“Looks like we got a war on our hands.”
It’s quite obvious from the onset that Three Billboards Outside Ebbing, Missouri refuses to rely on entirely one-sided characterizations. The victims of this button-pushing stickler eventually become hostile, the assailants get what’s coming to them, and the macabre pendulum swings back and forth as this picture’s ticker takes the black comedy genre to its most extreme. By that definition, the film works because you won’t forget the insanity, the calculated depravity, or the shocking dramatic reveals. But that doesn’t mean the movie is successful either, proving that a handful of great scenes can’t make the film itself cohesive. Three Billboards has great parts living inside a junker with a piss poor paint job of a tone.
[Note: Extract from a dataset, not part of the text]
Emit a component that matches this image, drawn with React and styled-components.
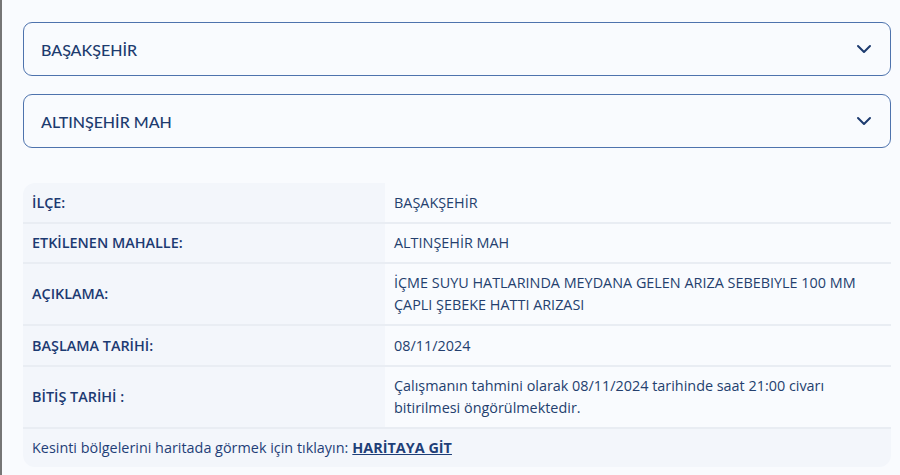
import React from 'react';
import styled, { createGlobalStyle } from 'styled-components';

const GlobalStyle = createGlobalStyle`
  body {
    margin: 0;
    background: #f9fbfe;
    font-family: 'Lato', 'Inter', sans-serif;
  }
`;

const Page = styled.div`
  min-height: 475px;
  box-sizing: border-box;
  border-left: 2px solid #767676;
  padding: 22px 9px 0 21px;
  background: #f9fbfe;
`;

const Select = styled.div`
  display: flex;
  align-items: center;
  justify-content: space-between;
  height: 54px;
  box-sizing: border-box;
  border: 1.5px solid #4e73ad;
  border-radius: 9px;
  padding: 0 18px 0 17px;
  margin-bottom: 18px;
  color: #1d3b6f;
  font-size: 16px;
  font-weight: 500;
`;

const Chevron = () => (
  <svg width="16" height="10" viewBox="0 0 16 10" fill="none">
    <path d="M2 2l6 6 6-6" stroke="#1d3b6f" strokeWidth="2" strokeLinecap="round" strokeLinejoin="round" />
  </svg>
);

const Table = styled.div`
  margin-top: 35px;
  display: grid;
  grid-template-columns: 362px 1fr;
  border-radius: 12px;
  overflow: hidden;
  color: #1d3b6f;
  font-family: 'Open Sans', sans-serif;
  font-size: 14.4px;
  line-height: 22px;
`;

const Label = styled.div`
  display: flex;
  align-items: center;
  min-height: ${p => p.h}px;
  box-sizing: border-box;
  padding: 0 9px;
  background: #f3f6fb;
  font-weight: 600;
  color: #1c3a72;
  border-bottom: 2px solid #e9edf3;
`;

const Value = styled.div`
  display: flex;
  align-items: center;
  min-height: ${p => p.h}px;
  box-sizing: border-box;
  padding: 0 20px 0 9px;
  background: #f9fbfe;
  border-bottom: 2px solid #e9edf3;
  color: #243f6e;
`;

const Footer = styled.div`
  grid-column: 1 / -1;
  display: flex;
  align-items: center;
  height: 38px;
  padding: 0 9px;
  background: #f3f6fb;
  color: #1f3f78;
`;

const MapLink = styled.a`
  margin-left: 4px;
  font-weight: 700;
  color: #1f3f78;
  text-decoration: underline;
`;

const rows = [
  ['İLÇE:', 'BAŞAKŞEHİR', 41],
  ['ETKİLENEN MAHALLE:', 'ALTINŞEHİR MAH', 40],
  ['AÇIKLAMA:', 'İÇME SUYU HATLARINDA MEYDANA GELEN ARIZA SEBEBIYLE 100 MM ÇAPLI ŞEBEKE HATTI ARIZASI', 62],
  ['BAŞLAMA TARİHİ:', '08/11/2024', 41],
  ['BİTİŞ TARİHİ :', 'Çalışmanın tahmini olarak 08/11/2024 tarihinde saat 21:00 civarı bitirilmesi öngörülmektedir.', 62],
];

export default function App() {
  return (
    <Page>
      <GlobalStyle />
      <Select>BAŞAKŞEHİR<Chevron /></Select>
      <Select>ALTINŞEHİR MAH<Chevron /></Select>
      <Table>
        {rows.map(([l, v, h]) => (
          <React.Fragment key={l}>
            <Label h={h}>{l}</Label>
            <Value h={h}>{v}</Value>
          </React.Fragment>
        ))}
        <Footer>
          Kesinti bölgelerini haritada görmek için tıklayın:
          <MapLink href="#">HARİTAYA GİT</MapLink>
        </Footer>
      </Table>
    </Page>
  );
}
Mildred Hayes (Frances McDormand) takes the forgotten, unbeaten back road to her hillside home. Her hair’s let down and her gaze is steely all before lightning strikes. Mildred passes the titular three wind-battered billboards on the daily commute home, but on this day she’s struck with an idea: let’s rekindle the fire and stir the pot, shall we? It’s a brief but effective sequence showing the many levels of McDormand’s talent – we can literally see the wheels spinning in her head (and she adds a hard nail bite for good measure) – that leads to an even greater dramatic beat filtered through the welcomed exhale that comes from any decent comedy. What happened to Mildred and her family isn’t spilled out in the trailers, nor should it be here. Yet as a single mother to Robbie (Lucas Hedges) in a big ranch while her abusive ex Charlie (John Hawkes) runs around with a young woman more than half his age, you could probably guess the type of experience that’d have the weight to tear them this far apart. What’s lost is definitely gone but what’s done does not yet have a silver lining.
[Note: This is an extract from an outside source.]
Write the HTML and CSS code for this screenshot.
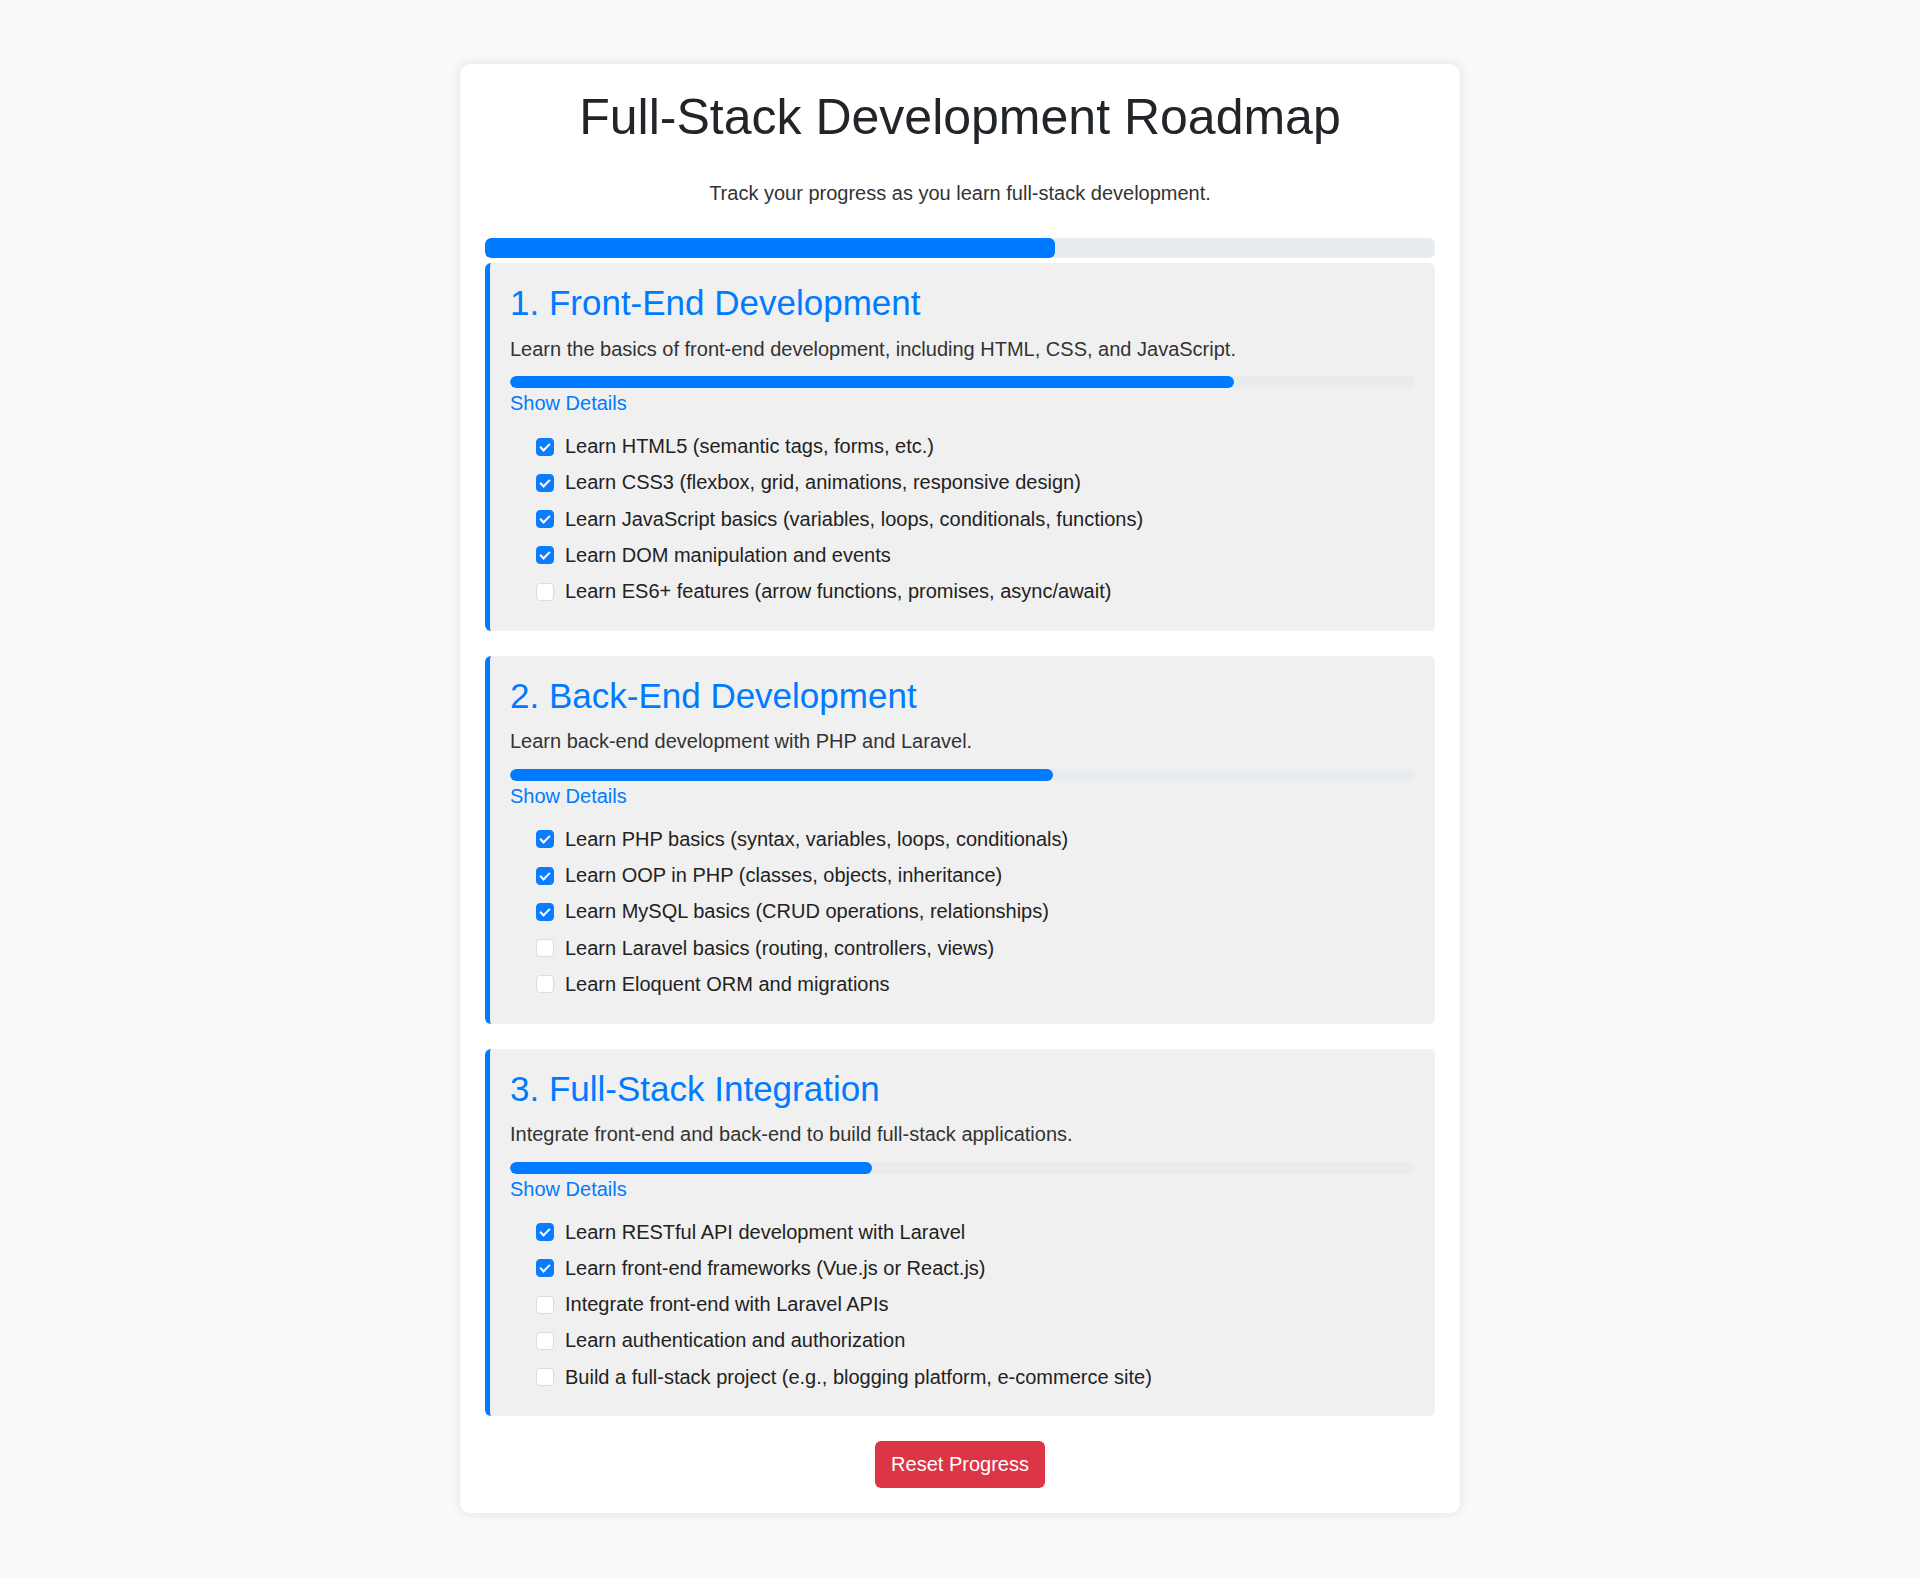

While this half-baked and demonstratively dour story drifts away into a nightmare of tonal inconsistency (when audiences like my own don’t know when to laugh, it means your joke ain’t all that hilarious), there are still very good and sometimes powerful performances from the cast. Woody Harrelson plays Chief Willoughby, a well-respected man of the law and a pillar of the community. He is what people rightfully aspire to be. Officer Dixon (Sam Rockwell) lives with his mama, reads comics, drinks too much, and is known for his torturous racism and overall prejudice, taken out against the advertising schleprock Red Welby (Caleb Landry Jones). Dixon is what these new wave of Missourians refuse to become. Meanwhile, Mildred’s advocacy to reopen a personal investigation becomes framed by the townsfolk as the smattering of Willoughby’s integrity. She willingly becomes the controversial face and the talk of this fictional small-town. Three Billboards has three unyielding characters played by three stalwart performers, but it also has no idea what to do with them, and even worse, how to make them seem the least bit real. They’d find more suitable work in the classifieds.
Given writer/director Martin McDonagh’s theater background, I can almost envision this film coming to fruition on the stage. Three Billboards commands a lot of its audience – at times it seems to be inviting us in for confrontational conversations followed by a crotch kick to a kid, a drill through a demented dentist’s thumb, finished with Molotov cocktails literally thrown against the establishment – yet the confines of cinema make this a film worthy of admiration and not of adoration. Important dramatic beats are missing. The searingly biting dialogue somehow feels sticky and slow, like a sapling’s maple syrup oozing out the pores, torched until nice and hard and effectively caramelized. And despite the film’s prescience for being written nearly 8 years ago, the issues Three Billboards brings up are systemically problematic and, in this story, forensically unsolvable. Even Mildred admits that the entire endeavor contains one fleeting, confused, punch-drunk possibility of hope. Maybe that signifies the strength of the human spirit. Or maybe it leans more towards one-trick writing. I still don’t understand why a movie with this much grim gravitas would rather run a bluff than play the full house it’s been given. Its cockiness and swagger cannot outwit the stupidity of its actions.
When I first saw McDonagh’s In Bruges back in 2008 – a film rife with expletives, bullets, perversion, and solemn sense of heaven and hell – I couldn’t believe what I just watched. While not a masterpiece, it’s still a great film, and one that grants its characters an unlimited grace period to change and shift and to grow. Three Billboards is the opposite by comparison. It’s a film about representation that’s only from a Caucasian POV. It’s a movie about a misogynistic culture that ultimately forgives and dares to redeem the worst of us. And most detrimental of all, Three Billboards doesn’t say anything more than what’s written out in big black font on blood-red signs. Many critics and pundits have been regaled by this tone-deaf, scrupulously made yet stupid movie, and I imagine history will be as kind to it as it’s been to Paul Haggis’ respectably imperfect 2004 picture Crash. At least that one knew what it wanted to be, where it wanted to go, and when it needed to end. The same can’t be said for Three Billboards.
“The whole thing is wrapped up through sheer stupidity.”